Ring bus made and entry with Sandy Bridge generation processors back in 2010. Intel had desktop CPUs up to 4 cores and server models up to 8 cores. The ring bus made it relatively easy for Intel to design chips with more or less cores, because additional chips associated with it could insert a piece of L3 cache as a slice into a chip design. The ring bus connected all parts of the chip to each other. Data can be sent over a bidirectional track from one chip component towards another.

The task of adding more cores and interconnecting them to create a multi-core data center processor may sound simple, but the interconnects between CPU cores, memory hierarchy, and I/O subsystems provide critical pathways among these subsystems necessitating thoughtful architecture. These interconnects are like a well-designed highway with the right number of lanes and ramps at critical places to allow traffic to flow smoothly rather than letting people and goods sit idle on the road without being productive.

Increasing the number of processor cores and raising the memory and I/O bandwidth per processor to service the demand for a wealth of data center workloads produces several challenges that must be addressed through creative architectural techniques. These challenges include:

  • Increasing bandwidth between cores, on-chip cache hierarchy, memory controller, and I/O controllers. If the available interconnect bandwidth does not properly scale with other resources on the processor, then the interconnect becomes a bottleneck limiting system efficiency like a frustrating rush hour traffic jam.
  • Reducing latency when accessing data from on-chip cache, main memory or other cores. The access latency is dependent on the distances between the chip entities, the path taken to send requests and responses, and the speed at which the interconnect operates. This is analogous to commute times in a spread out vs compact city, number of available routes, and the speed limit on the highways.
  • Creating energy efficient ways to supply data to cores and I/O from on-chip cache and memory. Because of the larger distances and increased bandwidth requirements of each component, the amount of energy spent for the data movement to complete the same task goes up when more cores are added. In our traffic example, as a city grows and commute distances increase, the time and energy wasted during the commute leaves less resources available for productive work.

Intel is committed to innovating architectural solutions to stay ahead of these challenges in creating more powerful and efficient processors to meet the demands of established and emerging workloads such as artificial intelligence and deep learning.

Intel has applied its experience and innovation in developing a new architecture for the upcoming Intel Xeon Scalable processors to provide a scalable foundation for the modern data center. This new architecture delivers a new way of interconnecting on-chip components to improve the efficiency and scalability of multi-core processors (but also Skylake-X)
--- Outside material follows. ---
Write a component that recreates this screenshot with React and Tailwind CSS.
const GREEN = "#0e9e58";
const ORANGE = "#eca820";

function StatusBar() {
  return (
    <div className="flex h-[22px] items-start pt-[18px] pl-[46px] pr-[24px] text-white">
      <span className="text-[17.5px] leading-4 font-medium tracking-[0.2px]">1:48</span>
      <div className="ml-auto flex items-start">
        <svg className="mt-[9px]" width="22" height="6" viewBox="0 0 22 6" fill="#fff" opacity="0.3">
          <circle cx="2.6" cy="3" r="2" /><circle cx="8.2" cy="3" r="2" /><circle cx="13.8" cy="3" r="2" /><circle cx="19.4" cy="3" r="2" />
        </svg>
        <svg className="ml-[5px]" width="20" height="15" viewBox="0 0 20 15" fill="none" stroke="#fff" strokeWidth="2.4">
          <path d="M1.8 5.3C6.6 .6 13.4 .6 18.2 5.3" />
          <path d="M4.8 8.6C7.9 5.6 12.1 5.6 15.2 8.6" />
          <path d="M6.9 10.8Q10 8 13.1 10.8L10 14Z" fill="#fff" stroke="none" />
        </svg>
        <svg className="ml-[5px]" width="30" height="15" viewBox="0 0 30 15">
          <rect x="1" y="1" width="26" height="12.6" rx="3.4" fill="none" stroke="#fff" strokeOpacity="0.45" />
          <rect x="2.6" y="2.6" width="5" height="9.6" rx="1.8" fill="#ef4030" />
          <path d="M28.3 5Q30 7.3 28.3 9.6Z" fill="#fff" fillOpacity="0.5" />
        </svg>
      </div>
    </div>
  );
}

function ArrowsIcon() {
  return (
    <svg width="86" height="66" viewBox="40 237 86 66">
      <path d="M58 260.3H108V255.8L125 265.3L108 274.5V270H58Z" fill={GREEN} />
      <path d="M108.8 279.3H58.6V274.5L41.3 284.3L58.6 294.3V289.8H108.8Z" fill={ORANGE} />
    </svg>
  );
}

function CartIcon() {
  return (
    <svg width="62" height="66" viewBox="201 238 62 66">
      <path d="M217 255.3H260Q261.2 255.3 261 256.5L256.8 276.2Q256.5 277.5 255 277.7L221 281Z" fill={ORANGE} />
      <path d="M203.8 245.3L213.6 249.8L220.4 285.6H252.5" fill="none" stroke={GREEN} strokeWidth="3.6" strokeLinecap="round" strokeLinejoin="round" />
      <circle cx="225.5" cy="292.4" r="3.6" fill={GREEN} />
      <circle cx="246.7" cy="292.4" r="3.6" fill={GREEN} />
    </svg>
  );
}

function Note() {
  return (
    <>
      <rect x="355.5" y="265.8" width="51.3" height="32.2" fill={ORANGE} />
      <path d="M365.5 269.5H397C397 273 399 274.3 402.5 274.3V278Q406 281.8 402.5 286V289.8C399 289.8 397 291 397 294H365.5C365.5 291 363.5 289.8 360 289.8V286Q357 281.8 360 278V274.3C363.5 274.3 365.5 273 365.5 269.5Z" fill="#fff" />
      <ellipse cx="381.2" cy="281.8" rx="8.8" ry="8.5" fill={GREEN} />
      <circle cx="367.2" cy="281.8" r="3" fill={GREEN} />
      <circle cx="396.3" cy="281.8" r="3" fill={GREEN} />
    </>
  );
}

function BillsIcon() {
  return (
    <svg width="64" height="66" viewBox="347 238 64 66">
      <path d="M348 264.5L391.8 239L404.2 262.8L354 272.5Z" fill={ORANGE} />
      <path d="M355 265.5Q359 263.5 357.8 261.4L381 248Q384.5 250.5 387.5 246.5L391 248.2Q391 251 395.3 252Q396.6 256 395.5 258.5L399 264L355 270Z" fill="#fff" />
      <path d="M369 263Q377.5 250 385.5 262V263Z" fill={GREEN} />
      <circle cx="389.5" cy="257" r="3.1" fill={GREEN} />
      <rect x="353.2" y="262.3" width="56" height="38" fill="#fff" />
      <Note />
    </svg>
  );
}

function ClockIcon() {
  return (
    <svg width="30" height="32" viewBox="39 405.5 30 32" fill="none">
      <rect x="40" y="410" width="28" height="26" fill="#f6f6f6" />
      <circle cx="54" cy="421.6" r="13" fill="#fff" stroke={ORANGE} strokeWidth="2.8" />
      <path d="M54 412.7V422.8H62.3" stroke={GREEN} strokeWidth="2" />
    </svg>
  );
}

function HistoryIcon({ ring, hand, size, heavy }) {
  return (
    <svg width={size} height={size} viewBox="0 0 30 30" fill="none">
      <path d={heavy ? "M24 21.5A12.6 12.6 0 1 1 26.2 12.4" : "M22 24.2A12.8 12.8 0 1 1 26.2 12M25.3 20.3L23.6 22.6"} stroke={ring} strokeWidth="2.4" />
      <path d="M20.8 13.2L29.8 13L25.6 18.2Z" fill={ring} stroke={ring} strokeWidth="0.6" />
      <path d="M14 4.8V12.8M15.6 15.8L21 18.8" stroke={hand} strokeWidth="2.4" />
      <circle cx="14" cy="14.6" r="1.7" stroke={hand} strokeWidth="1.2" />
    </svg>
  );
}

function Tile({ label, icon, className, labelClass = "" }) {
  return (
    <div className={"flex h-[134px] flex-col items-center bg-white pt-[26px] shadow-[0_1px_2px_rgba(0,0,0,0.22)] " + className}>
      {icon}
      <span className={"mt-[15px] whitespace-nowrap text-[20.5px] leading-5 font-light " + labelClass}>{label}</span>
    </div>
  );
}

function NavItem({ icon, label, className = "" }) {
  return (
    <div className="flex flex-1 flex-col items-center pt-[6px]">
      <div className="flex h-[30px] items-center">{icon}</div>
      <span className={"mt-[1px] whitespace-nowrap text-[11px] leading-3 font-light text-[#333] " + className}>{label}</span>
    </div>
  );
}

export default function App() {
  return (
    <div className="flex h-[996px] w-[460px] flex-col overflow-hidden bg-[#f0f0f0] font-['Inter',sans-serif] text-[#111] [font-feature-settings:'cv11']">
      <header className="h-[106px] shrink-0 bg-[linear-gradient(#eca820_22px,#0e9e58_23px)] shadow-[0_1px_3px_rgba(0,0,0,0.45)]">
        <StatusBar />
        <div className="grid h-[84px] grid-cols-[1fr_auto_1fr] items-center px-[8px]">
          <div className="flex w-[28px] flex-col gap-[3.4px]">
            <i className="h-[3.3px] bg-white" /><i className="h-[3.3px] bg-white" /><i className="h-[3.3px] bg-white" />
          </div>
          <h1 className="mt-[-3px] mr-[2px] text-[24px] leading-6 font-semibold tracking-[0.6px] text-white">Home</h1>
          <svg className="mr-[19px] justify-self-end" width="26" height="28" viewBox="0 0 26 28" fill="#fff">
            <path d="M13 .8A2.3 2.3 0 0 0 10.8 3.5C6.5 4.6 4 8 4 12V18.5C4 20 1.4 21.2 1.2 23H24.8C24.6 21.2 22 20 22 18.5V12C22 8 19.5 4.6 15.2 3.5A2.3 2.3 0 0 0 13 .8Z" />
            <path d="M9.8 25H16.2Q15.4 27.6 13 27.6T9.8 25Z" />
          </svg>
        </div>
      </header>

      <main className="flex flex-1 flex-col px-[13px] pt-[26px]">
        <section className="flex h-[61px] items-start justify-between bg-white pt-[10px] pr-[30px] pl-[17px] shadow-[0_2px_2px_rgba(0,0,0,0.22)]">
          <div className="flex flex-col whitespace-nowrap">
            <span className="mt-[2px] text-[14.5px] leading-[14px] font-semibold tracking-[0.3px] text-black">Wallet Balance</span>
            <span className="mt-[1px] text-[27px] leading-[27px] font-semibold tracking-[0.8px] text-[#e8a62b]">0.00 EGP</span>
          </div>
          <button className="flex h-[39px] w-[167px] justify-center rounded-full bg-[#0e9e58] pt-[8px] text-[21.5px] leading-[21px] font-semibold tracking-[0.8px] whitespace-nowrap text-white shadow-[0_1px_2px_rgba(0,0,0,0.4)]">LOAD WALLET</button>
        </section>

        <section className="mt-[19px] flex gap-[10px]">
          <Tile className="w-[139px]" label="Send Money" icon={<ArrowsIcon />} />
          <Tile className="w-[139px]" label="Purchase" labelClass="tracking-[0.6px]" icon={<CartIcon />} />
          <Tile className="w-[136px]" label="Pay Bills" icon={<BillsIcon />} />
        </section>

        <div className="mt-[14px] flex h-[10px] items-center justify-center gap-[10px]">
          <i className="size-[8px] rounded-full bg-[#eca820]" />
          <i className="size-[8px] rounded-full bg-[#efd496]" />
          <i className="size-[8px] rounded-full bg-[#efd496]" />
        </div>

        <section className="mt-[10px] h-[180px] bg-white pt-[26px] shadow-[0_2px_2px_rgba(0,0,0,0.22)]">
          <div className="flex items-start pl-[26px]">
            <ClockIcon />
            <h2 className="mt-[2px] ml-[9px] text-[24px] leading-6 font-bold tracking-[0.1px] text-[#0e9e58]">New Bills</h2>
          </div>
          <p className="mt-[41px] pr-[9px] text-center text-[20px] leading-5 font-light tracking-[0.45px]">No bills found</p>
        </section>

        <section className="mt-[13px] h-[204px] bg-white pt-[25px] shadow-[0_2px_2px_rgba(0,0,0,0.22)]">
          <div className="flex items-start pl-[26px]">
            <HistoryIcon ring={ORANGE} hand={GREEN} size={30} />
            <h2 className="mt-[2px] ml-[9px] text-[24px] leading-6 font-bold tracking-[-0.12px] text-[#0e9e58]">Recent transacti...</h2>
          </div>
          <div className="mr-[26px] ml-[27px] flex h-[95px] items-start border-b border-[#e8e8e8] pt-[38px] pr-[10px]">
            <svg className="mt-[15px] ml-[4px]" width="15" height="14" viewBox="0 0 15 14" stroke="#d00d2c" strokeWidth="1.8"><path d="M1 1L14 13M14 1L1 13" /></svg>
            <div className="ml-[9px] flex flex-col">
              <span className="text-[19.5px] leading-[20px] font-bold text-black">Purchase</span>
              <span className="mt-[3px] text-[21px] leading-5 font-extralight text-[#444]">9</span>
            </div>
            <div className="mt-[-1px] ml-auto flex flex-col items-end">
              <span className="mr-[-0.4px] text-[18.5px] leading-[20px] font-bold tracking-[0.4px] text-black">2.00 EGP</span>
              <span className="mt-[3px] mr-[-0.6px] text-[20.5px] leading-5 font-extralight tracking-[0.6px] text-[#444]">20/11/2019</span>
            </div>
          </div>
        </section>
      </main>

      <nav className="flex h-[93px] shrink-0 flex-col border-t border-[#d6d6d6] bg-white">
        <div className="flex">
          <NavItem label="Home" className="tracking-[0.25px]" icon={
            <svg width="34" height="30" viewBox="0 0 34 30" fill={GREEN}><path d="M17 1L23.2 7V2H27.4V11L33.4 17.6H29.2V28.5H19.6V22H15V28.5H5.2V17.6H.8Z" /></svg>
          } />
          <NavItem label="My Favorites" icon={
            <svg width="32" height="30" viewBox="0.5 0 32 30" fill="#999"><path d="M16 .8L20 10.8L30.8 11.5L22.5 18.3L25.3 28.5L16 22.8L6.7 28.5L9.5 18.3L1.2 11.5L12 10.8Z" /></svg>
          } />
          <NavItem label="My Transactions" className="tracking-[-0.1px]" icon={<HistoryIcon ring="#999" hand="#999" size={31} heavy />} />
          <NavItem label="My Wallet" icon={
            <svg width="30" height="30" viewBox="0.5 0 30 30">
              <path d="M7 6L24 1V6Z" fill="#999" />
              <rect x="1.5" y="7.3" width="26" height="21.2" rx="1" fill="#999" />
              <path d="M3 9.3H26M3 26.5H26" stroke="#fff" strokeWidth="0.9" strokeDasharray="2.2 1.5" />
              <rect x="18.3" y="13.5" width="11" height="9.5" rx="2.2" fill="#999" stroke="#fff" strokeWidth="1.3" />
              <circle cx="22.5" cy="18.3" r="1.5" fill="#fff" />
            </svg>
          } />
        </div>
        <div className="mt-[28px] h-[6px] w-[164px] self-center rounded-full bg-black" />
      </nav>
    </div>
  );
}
The Intel® Xeon® Scalable processors implement an innovative “mesh” on-chip interconnect topology that delivers low latency and high bandwidth among cores, memory, and I/O controllers. Figure 1 shows a representation of the mesh architecture where cores, on-chip cache banks, memory controllers, and I/O controllers are organized in rows and columns, with wires and switches connecting them at each intersection to allow for turns. By providing a more direct path than the prior ring architectures and many more pathways to eliminate bottlenecks, the mesh can operate at a lower frequency and voltage and can still deliver very high bandwidth and low latency. This results in improved performance and greater energy efficiency similar to a well-designed highway system that lets traffic flow at the optimal speed without congestion.

The scalable and low-latency on-chip interconnect framework is also critical for the shared last level cache architecture. This large shared cache is valuable for complex multi-threaded server applications, such as databases, complex physical simulations, high-throughput networking applications, and for hosting multiple virtual machines. Negligible latency differences in accessing different cache banks allows software to treat the distributed cache banks as one large unified last level cache. As a result, application developers do not have to worry about variable latency in accessing different cache banks, nor do they need to optimize or recompile code to get a significant performance boosts out of their applications. The same benefit of uniform low latency accesses carry over to memory and IO accesses as well and a multi-threaded or distributed application with interaction between executions on different cores and data coming from IO devices need not have to carefully map cooperative threads on the core within a single socket to get optimal performance. As a result such applications can take advantage of larger number of cores and still achieve good scalability.